We brought along plenty of art supplies and the kids have enjoyed expressing their excitement about their adventures on paper. Below are Quinn's rendition of the gargantuan Palace of Justice and Vaughn's map of one our most frequently-travelled routes through the city.  

A few new thoughts and observations about living here...

Some Europeans, upon visiting the U.S., comment that Americans are so friendly. Well it's not that we're necessarily friendlier, it's just that we acknowledge one another in public. I'm used to passing by someone or sharing an elevator and exchanging a smile or a nod of the head. Here, I notice that if I do happen to make eye contact with someone, their countenance typically doesn't change from a distracted frown. It's not a big deal, but perhaps as a parent who's usually accompanied by three energetic youngsters I suppose I've become accustomed to a little more geniality. I'll just keep smiling and saying hello to people and maybe it'll rub off.

I've been struggling to decipher the worn-out pictograms on our combination oven/microwave appliance in our flat. I was unable to find any use guides online so I sought the help of our landlord. A day later, he was kind enough to send over a Dutch. Unfortunately, I'm still not entirely certain how to properly use the bedeiningspaneel for regelmatig schoonmaken but at least I can make things hot.

We've learned that every time we leave the flat, we'd each better have two things; a full bottle of water and an empty bladder.
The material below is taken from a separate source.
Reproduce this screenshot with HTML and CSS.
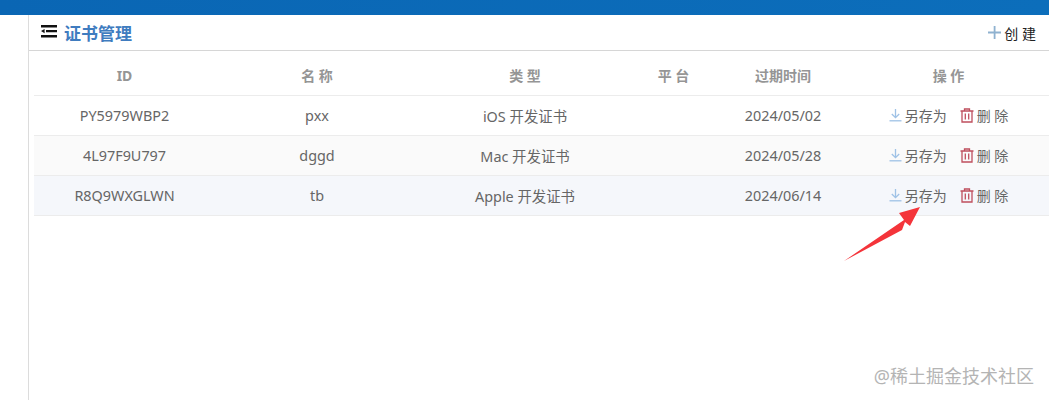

Water fountains are almost nowhere to be seen and you have to pay to use the toilet just about anywhere you go. Unless, of course, you're male and able to let go in public at one of the open urinal stands we've come across from time to time.

Finally, it had been way too long since we came across some statuesque mammaries so we were delighted to find this young colossal couple in a nude embrace outside a financial building near the Botanical Gardens.